Athens is acting in line with the interests of the European Union by ignoring the interests of regional actors in the Eastern Mediterranean, the head of the Iraq-based Mediterranean Institute for Regional Studies (MIRS) said Monday.
Speaking to Anadolu Agency (AA), Bahrooz Jaafar said that the regional alliances formed in the Eastern Mediterranean serve the interests of the EU and that Libya rightly made a maritime deal with Turkey, despite Greece's objections.
For Greece to understand Libya's interests, it should look at the Euro-Mediterranean Partnership (Euromed) founded in 1995, Jaafar explained. He recalled that the union established in 2008 for increasing the economic cooperation between Mediterranean countries and EU members is the Union for the Mediterranean (UfM).
The UfM is an intergovernmental organization of 42 member states from Europe and the Mediterranean Basin, including the 27 EU member states and 15 Mediterranean partner countries from North Africa, Western Asia and Southern Europe. The union has the aim of promoting stability and integration throughout the Mediterranean region. It is a forum for discussing regional strategic issues, based on the principles of shared ownership, shared decision-making and shared responsibility between the two shores of the Mediterranean.
Jaafar said that as a result of the EU's backing of Greece's and the Greek Cypriot administration's policies, the "Union for the Mediterranean" has become a "Union for the Europeans" in practice.
"The latest example of this was that Greece's prime minister threatened Libya saying, 'If you want to normalize relations with the EU, you should cancel the deal with Turkey,' during his visit to Tripoli. We should now question to what extent the EU fulfills its responsibilities for regions like the Middle East and Africa. It is obvious that it does not share their peace and welfare with everyone."

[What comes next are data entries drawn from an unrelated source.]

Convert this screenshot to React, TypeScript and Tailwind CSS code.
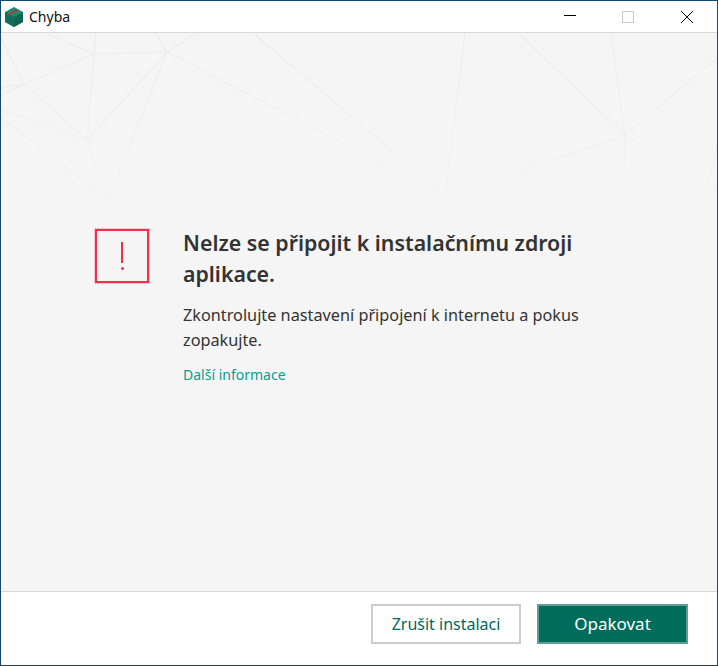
import React from 'react';

const lines = [
  // left cluster
  [94, 54, 45, 33], [94, 54, 96, 33], [94, 54, 167, 52], [94, 54, 0, 95], [94, 54, 87, 140],
  [167, 52, 155, 33], [167, 52, 197, 33], [167, 52, 87, 140], [167, 52, 108, 200], [167, 52, 445, 196],
  [24, 84, 0, 88], [24, 84, 0, 37], [24, 84, 87, 140],
  [87, 140, 0, 110], [87, 140, 108, 200], [108, 200, 0, 117],
  // middle and right
  [445, 196, 253, 33], [445, 196, 465, 33], [445, 196, 625, 135], [445, 196, 398, 200],
  [625, 135, 518, 33], [625, 135, 611, 33], [625, 135, 718, 57], [625, 135, 623, 212], [625, 135, 708, 187],
  [708, 187, 718, 140], [708, 187, 697, 212], [708, 187, 718, 192],
];

const Backdrop: React.FC = () => (
  <svg className="absolute top-0 left-0" width="716" height="180" viewBox="1 33 716 180" fill="none">
    <defs>
      <linearGradient id="fade" gradientUnits="userSpaceOnUse" x1="0" y1="33" x2="0" y2="213">
        <stop offset="0" stopColor="#ececec" />
        <stop offset="0.7" stopColor="#f0f0f0" />
        <stop offset="1" stopColor="#f5f5f5" />
      </linearGradient>
    </defs>
    {lines.map(([x1, y1, x2, y2], i) => (
      <path key={i} d={`M${x1} ${y1}L${x2} ${y2}`} stroke="url(#fade)" strokeWidth="1.2" />
    ))}
  </svg>
);

const Logo: React.FC = () => (
  <svg width="18" height="20" viewBox="0 0 18 20">
    <path d="M9 0L18 5V15L9 20L0 15V5Z" fill="#1b8a72" />
    <path d="M9 10L18 5V15L9 20Z" fill="#0f6654" />
    <path d="M0 5L9 10V20L0 15Z" fill="#136f5d" />
    <path d="M3 8.5L3 6.5L12 2.5L14 3.5Z" fill="#b23b3b" />
  </svg>
);

export default function App() {
  return (
    <div className="w-[718px] h-[666px] flex flex-col bg-white border border-[#114a6b] font-['Noto_Sans',sans-serif] overflow-hidden">
      {/* Title bar */}
      <div className="h-[31px] shrink-0 flex items-center justify-between bg-white">
        <div className="flex items-center pl-1 gap-[6px]">
          <Logo />
          <span className="text-[14px] text-[#111]">Chyba</span>
        </div>
        <div className="flex h-full items-center pr-[1px]">
          <div className="w-[56px] flex justify-center">
            <svg width="12" height="12" viewBox="0 0 12 12"><path d="M0 4.5H12" stroke="#000" /></svg>
          </div>
          <div className="w-[60px] flex justify-center">
            <svg width="12" height="12" viewBox="0 0 12 12"><rect x="0.5" y="0.5" width="11" height="11" fill="none" stroke="#ccc" /></svg>
          </div>
          <div className="w-[58px] flex justify-center">
            <svg width="12" height="12" viewBox="0 0 12 12"><path d="M0 0L12 12M12 0L0 12" stroke="#000" /></svg>
          </div>
        </div>
      </div>

      {/* Body */}
      <main className="relative flex-1 bg-[#f5f5f5] border-t border-[#d9d9d9] pl-[94px] pt-[196px] flex items-start">
        <Backdrop />
        <div className="relative w-[54px] h-[54px] shrink-0 border-2 border-[#f0304a] shadow-[0_0_0_1px_#f9c4cb] flex flex-col items-center pt-[11px]">
          <div className="w-[2px] h-[21px] bg-[#f0304a]" />
          <div className="w-[3px] h-[3px] mt-[4px] rounded-full bg-[#f0304a]" />
        </div>
        <div className="relative ml-[34px] w-[430px] -mt-[2px]">
          <h1 className="text-[21.33px] leading-[31px] font-semibold text-[#333]">Nelze se připojit k instalačnímu zdroji aplikace.</h1>
          <p className="mt-[14px] text-[16.25px] leading-[25px] text-[#333]">Zkontrolujte nastavení připojení k internetu a pokus zopakujte.</p>
          <a className="block mt-[12px] text-[14px] leading-[20px] text-[#00a093]">Další informace</a>
        </div>
      </main>

      {/* Footer */}
      <footer className="h-[74px] shrink-0 bg-white border-t border-[#d9d9d9] flex items-start justify-end gap-4 pt-3 pr-[29px]">
        <button className="w-[150px] h-[40px] border-2 border-[#cccccc] bg-white text-[#00695a] text-[16px]">Zrušit instalaci</button>
        <button className="w-[151px] h-[40px] border-2 border-[#5f9f91] bg-[#006d5c] text-white text-[17px]">Opakovat</button>
      </footer>
    </div>
  );
}
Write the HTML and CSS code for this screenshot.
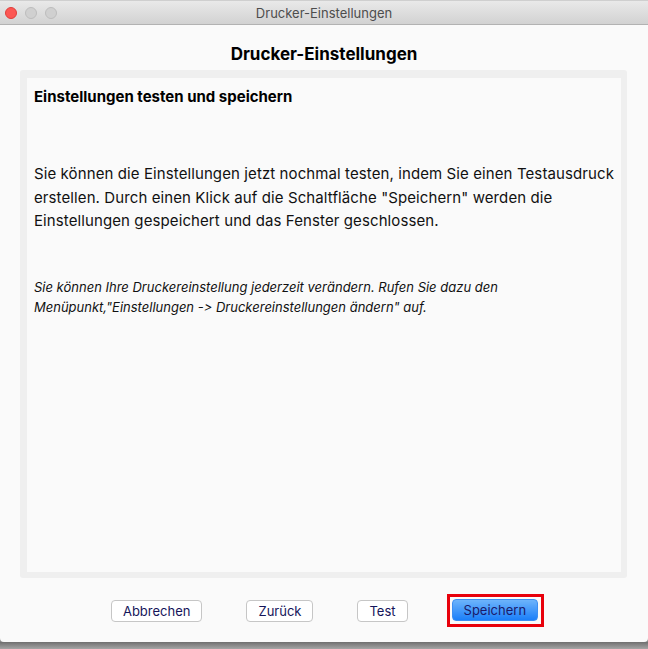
FILE: index.html
```html
<!DOCTYPE html>
<html lang="de">
<head>
<meta charset="utf-8">
<title>Drucker-Einstellungen</title>
<link rel="stylesheet" href="styles.css">
</head>
<body>
<div class="window">
  <div class="titlebar">
    <div class="lights">
      <span class="light red"></span>
      <span class="light"></span>
      <span class="light"></span>
    </div>
    <div class="title">Drucker-Einstellungen</div>
  </div>
  <h1 class="heading">Drucker-Einstellungen</h1>
  <div class="panel">
    <div class="content">
      <h2 class="subhead">Einstellungen testen und speichern</h2>
      <p class="text">Sie können die Einstellungen jetzt nochmal testen, indem Sie einen Testausdruck erstellen. Durch einen Klick auf die Schaltfläche "Speichern" werden die Einstellungen gespeichert und das Fenster geschlossen.</p>
      <p class="note">Sie können Ihre Druckereinstellung jederzeit verändern. Rufen Sie dazu den Menüpunkt,"Einstellungen -&gt; Druckereinstellungen ändern" auf.</p>
    </div>
  </div>
  <div class="buttons">
    <button class="btn">Abbrechen</button>
    <button class="btn">Zurück</button>
    <button class="btn">Test</button>
    <span class="highlight"><button class="btn primary">Speichern</button></span>
  </div>
</div>
<div class="shadow"></div>
</body>
</html>
```
FILE: styles.css
```css
* { box-sizing: border-box; }
html, body {
  margin: 0;
  padding: 0;
  background: #8a8a8a;
  font-family: Inter, "Liberation Sans", Arial, sans-serif;
  font-feature-settings: "calt" 0;
  font-variant-ligatures: none;
}
.window {
  height: 642px;
  background: #fafafa;
  display: flex;
  flex-direction: column;
  border-radius: 0 0 4px 4px;
}
.titlebar {
  height: 25px;
  border-top: 1px solid #cfcfcf;
  border-bottom: 1px solid #b2b2b2;
  background: linear-gradient(#e9e9e9, #d2d2d2);
  display: flex;
  align-items: center;
  position: relative;
}
.lights {
  display: flex;
  gap: 8px;
  padding-left: 5px;
}
.light {
  width: 12px;
  height: 12px;
  border-radius: 50%;
  background: #d0d0d0;
  border: 1px solid #bdbdbd;
}
.light.red {
  background: #fc5753;
  border-color: #df3e3a;
}
.title {
  position: absolute;
  left: 0;
  right: 0;
  text-align: center;
  font-size: 13px;
  color: #4d4d4d;
}
.heading {
  margin: 19px 0 6px;
  font-size: 17px;
  line-height: 20px;
  font-weight: bold;
  text-align: center;
  color: #000;
}
.panel {
  margin: 0 21px 0 20px;
  height: 508px;
  background: #efefef;
  border-radius: 3px;
  padding: 8px 6px 6px 7px;
}
.content {
  height: 100%;
  background: #fafafa;
  padding: 10px 7px 0;
}
.subhead {
  margin: 0;
  font-size: 15px;
  line-height: 18px;
  font-weight: bold;
  color: #000;
}
.text {
  margin: 56px 0 0;
  font-size: 15px;
  letter-spacing: 0.1px;
  line-height: 23.5px;
  color: #111;
}
.note {
  margin: 44px 0 0;
  max-width: 505px;
  font-size: 13px;
  line-height: 20px;
  font-style: italic;
  color: #111;
}
.buttons {
  display: flex;
  justify-content: center;
  align-items: center;
  gap: 44px;
  margin-top: 16px;
  padding-left: 7px;
}
.btn {
  font-family: Inter, "Liberation Sans", Arial, sans-serif;
  font-size: 13px;
  color: #15155a;
  height: 22px;
  padding: 0 11px;
  background: #fff;
  border: 1px solid #c6c6c6;
  border-radius: 4px;
  line-height: 20px;
}
.btn.primary {
  background: linear-gradient(#6db4fb, #1b7ff9);
  border-color: #3c8ff2;
  color: #1a1a6a;
}
.highlight {
  display: inline-flex;
  border: 3px solid #e8000b;
  padding: 2px 3px 3px 2px;
  margin-left: -5px;
}
.shadow {
  height: 7px;
  background: linear-gradient(#6f6f6f, #a5a5a5);
}
```
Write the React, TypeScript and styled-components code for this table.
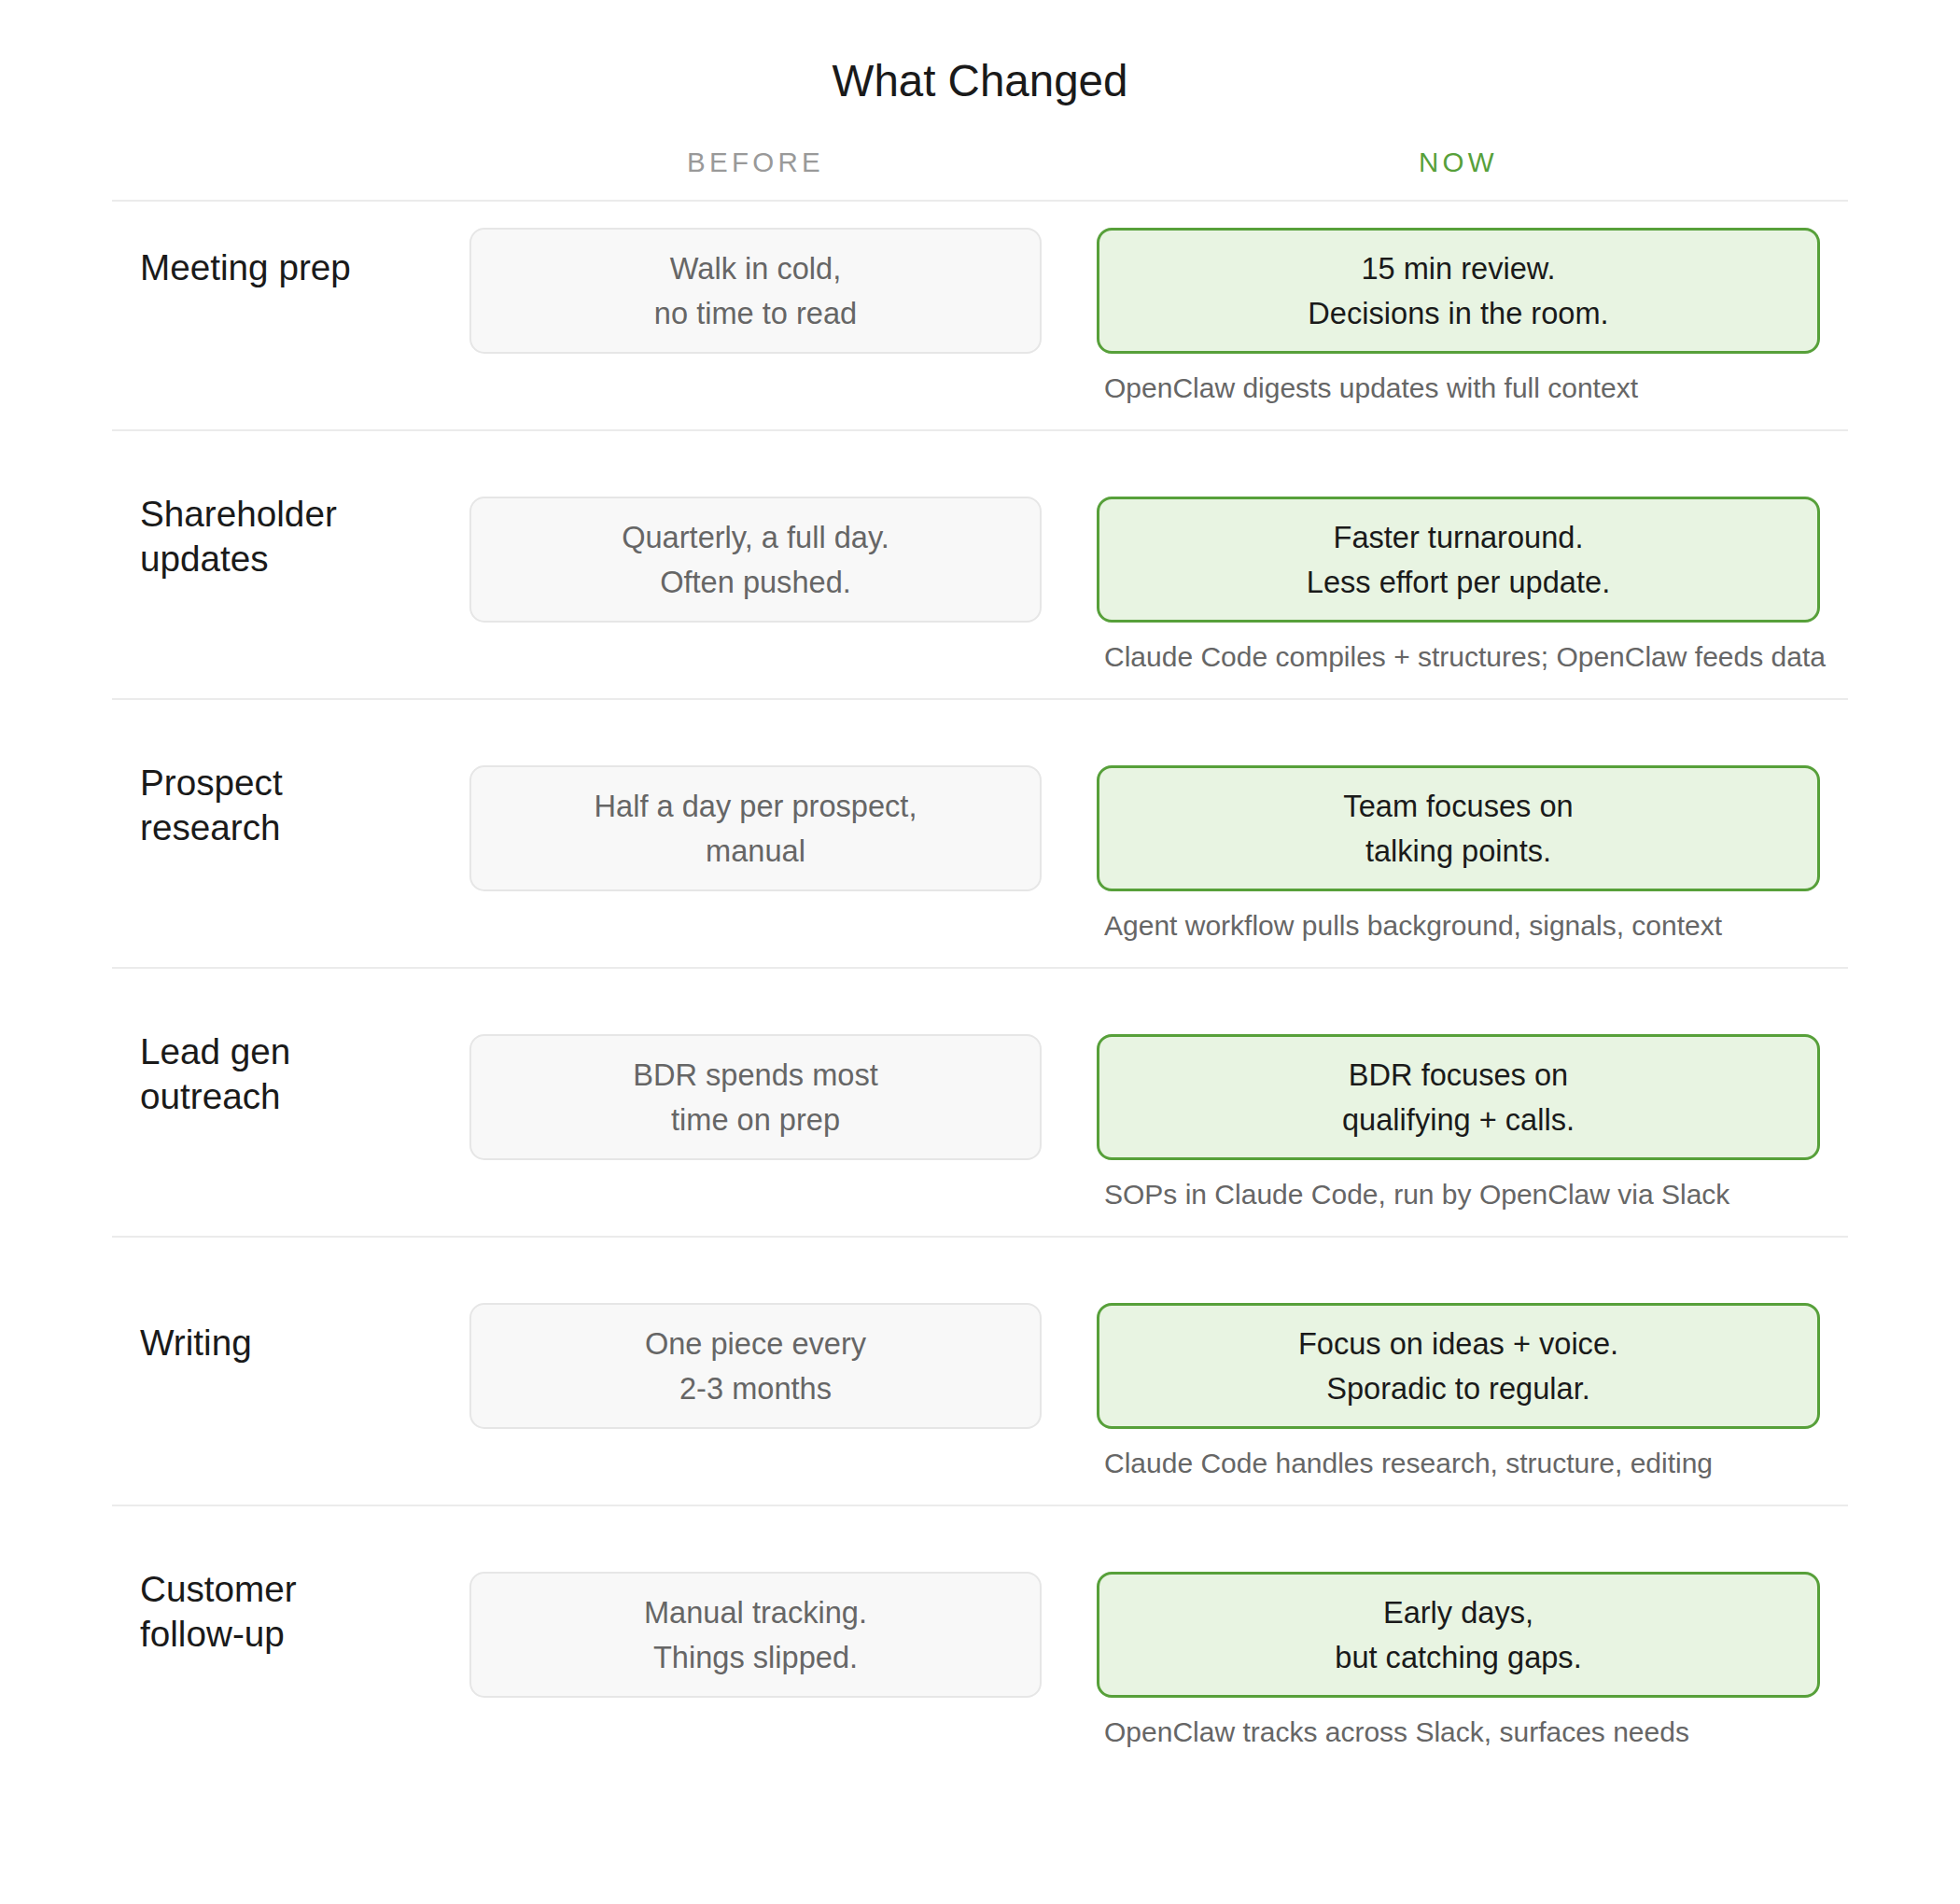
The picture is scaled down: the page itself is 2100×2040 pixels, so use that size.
import React from "react";
import styled, { createGlobalStyle } from "styled-components";

const GlobalStyle = createGlobalStyle`
  html, body {
    margin: 0;
    padding: 0;
    background: #ffffff;
  }
  body {
    font-family: "Liberation Sans", Helvetica, Arial, sans-serif;
    color: #1a1a1a;
  }
  * {
    box-sizing: border-box;
  }
`;

const Page = styled.div`
  width: 1860px;
  margin: 0 auto;
  padding-top: 58px;
`;

const Title = styled.h1`
  margin: 0 0 41px;
  font-size: 47.5px;
  line-height: 57px;
  font-weight: 400;
  text-align: center;
  color: #1a1a1a;
`;

const Grid = styled.div`
  display: grid;
  grid-template-columns: 294px 613px 775px;
  column-gap: 59px;
  padding: 0 30px;
`;

const HeaderRow = styled(Grid)`
  padding-bottom: 23px;
  border-bottom: 2px solid #ebebeb;
`;

const ColumnHead = styled.div<{ $now?: boolean }>`
  font-size: 29.5px;
  line-height: 35px;
  letter-spacing: 4.3px;
  text-transform: uppercase;
  text-align: center;
  color: ${(p) => (p.$now ? "#57a03a" : "#999999")};
`;

const Row = styled(Grid)`
  align-items: start;
  padding-top: 70px;
  padding-bottom: 23px;
  border-bottom: 2px solid #ebebeb;

  &:first-of-type {
    padding-top: 28px;
  }

  &:last-of-type {
    border-bottom: none;
  }
`;

const Label = styled.div`
  height: 86px;
  display: flex;
  align-items: center;
  font-size: 38.7px;
  line-height: 48px;
  color: #1a1a1a;
`;

const Box = styled.div<{ $now?: boolean }>`
  border-radius: 16px;
  text-align: center;
  font-size: 32.6px;
  line-height: 48px;
  border: ${(p) => (p.$now ? "3px solid #57a03a" : "2px solid #e6e6e6")};
  padding: ${(p) => (p.$now ? "16.5px 24px" : "17.5px 24px")};
  background: ${(p) => (p.$now ? "#e8f4e2" : "#f8f8f8")};
  color: ${(p) => (p.$now ? "#1a1a1a" : "#666666")};
`;

const NowCell = styled.div`
  display: flex;
  flex-direction: column;
`;

const Note = styled.div`
  margin-top: 16px;
  padding-left: 8px;
  font-size: 30px;
  line-height: 42px;
  white-space: nowrap;
  color: #666666;
`;

type Item = {
  label: string[];
  before: string[];
  now: string[];
  note: string;
};

const items: Item[] = [
  {
    label: ["Meeting prep"],
    before: ["Walk in cold,", "no time to read"],
    now: ["15 min review.", "Decisions in the room."],
    note: "OpenClaw digests updates with full context",
  },
  {
    label: ["Shareholder", "updates"],
    before: ["Quarterly, a full day.", "Often pushed."],
    now: ["Faster turnaround.", "Less effort per update."],
    note: "Claude Code compiles + structures; OpenClaw feeds data",
  },
  {
    label: ["Prospect", "research"],
    before: ["Half a day per prospect,", "manual"],
    now: ["Team focuses on", "talking points."],
    note: "Agent workflow pulls background, signals, context",
  },
  {
    label: ["Lead gen", "outreach"],
    before: ["BDR spends most", "time on prep"],
    now: ["BDR focuses on", "qualifying + calls."],
    note: "SOPs in Claude Code, run by OpenClaw via Slack",
  },
  {
    label: ["Writing"],
    before: ["One piece every", "2-3 months"],
    now: ["Focus on ideas + voice.", "Sporadic to regular."],
    note: "Claude Code handles research, structure, editing",
  },
  {
    label: ["Customer", "follow-up"],
    before: ["Manual tracking.", "Things slipped."],
    now: ["Early days,", "but catching gaps."],
    note: "OpenClaw tracks across Slack, surfaces needs",
  },
];

const Lines = ({ lines }: { lines: string[] }) => (
  <>
    {lines.map((l, i) => (
      <React.Fragment key={i}>
        {i > 0 && <br />}
        {l}
      </React.Fragment>
    ))}
  </>
);

const App: React.FC = () => {
  return (
    <>
      <GlobalStyle />
      <Page>
        <Title>What Changed</Title>
        <HeaderRow>
          <div />
          <ColumnHead>Before</ColumnHead>
          <ColumnHead $now>Now</ColumnHead>
        </HeaderRow>
        <div>
          {items.map((item) => (
            <Row key={item.note}>
              <Label>
                <div>
                  <Lines lines={item.label} />
                </div>
              </Label>
              <Box>
                <Lines lines={item.before} />
              </Box>
              <NowCell>
                <Box $now>
                  <Lines lines={item.now} />
                </Box>
                <Note>{item.note}</Note>
              </NowCell>
            </Row>
          ))}
        </div>
      </Page>
    </>
  );
};

export default App;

In 2019, Ankara signed a maritime delimitation agreement with Tripoli over the Eastern Mediterranean that provided a legal framework to prevent any fait accompli by regional states. The two countries also signed a military cooperation accord. Greece, which opposes the maritime agreement between Tripoli and Ankara, reiterated its call for the accord to be canceled last week, as it reopened its embassy in Libya after seven years. In response to the 2019 deal, Greece and Egypt signed an agreement in 2020, designating an exclusive economic zone in the Eastern Mediterranean that overlaps with the maritime zones agreed between Turkey and Libya, a move that Turkey claims infringes on its continental shelf.
Also, Greece has recently announced that it is working on a new maritime deal with Libya. Greece and Libya have agreed to hold talks on marking out their maritime zones in the Eastern Mediterranean, Greek Prime Minister Kyriakos Mitsotakis announced last week following a meeting with Libyan Presidential Council President Mohammad Younes Menfi. On the other hand, Libya's Presidential Council spokesperson later in the day said that the council has no authority to make international deals, adding that the authority belongs to the government led by Prime Minister Abdul Hamid Dbeibah.
Mitsotakis also said Athens aimed to reset relations with Libya, which were soured by the internationally recognized Tripoli-based Government of National Accord's (GNA) signing a maritime boundary accord in 2019 with Turkey, Greece's regional rival. The issue has fed into tensions between Athens and Ankara over territorial and energy issues in the Eastern Mediterranean that brought the two NATO allies close to armed conflict last year. Turkish President Tayyip Erdoğan last week said Turkey and Libya were committed to the 2019 accord following talks with Dbeibah in Ankara.
Underlining that Greece's Eastern Mediterranean policy has been aiming to limit Turkey to a very small area, Jaafar said: "Athens has been acting in line with the EU's interests by ignoring the regional actors' interests. Some parties in the Eastern Mediterranean equation do not want Turkey's involvement in the energy traffic in the region. Justifiably seeking an alternative, Turkey signed the Memorandum of Understanding on the Delimitation of the Maritime Jurisdiction Areas in the Mediterranean with Libya's Government of National Accord in November 2019 in accordance with its exclusive economic zone borders."
He also said that Libya prefers just investments, and Turkish investments in the country have reached $120 million (TL 970.19 million) across different areas, including construction, infrastructure and energy. Jaafar added that Greece and the Greek Cypriot administration will continue their initiatives to exclude Turkey from alliances in the region.
"However, I do not think that anyone can benefit from hydrocarbon reserves without forming a regional alliance with Turkey," he said.
Turkey, which has the longest continental coastline in the Eastern Mediterranean, has rejected maritime boundary claims made by Greece and the Greek Cypriot administration, stressing that these excessive claims violate the sovereign rights of both Turkey and Turkish Cyprus.
Turkish leaders have repeatedly stressed that Ankara is in favor of resolving outstanding problems in the region through international law, good neighborly relations, dialogue and negotiations.
Instead of opting to solve problems with Ankara through dialogue, Athens has, on several occasions, refused to sit at the negotiation table and opted to rally Brussels to take a tougher stance against Turkey.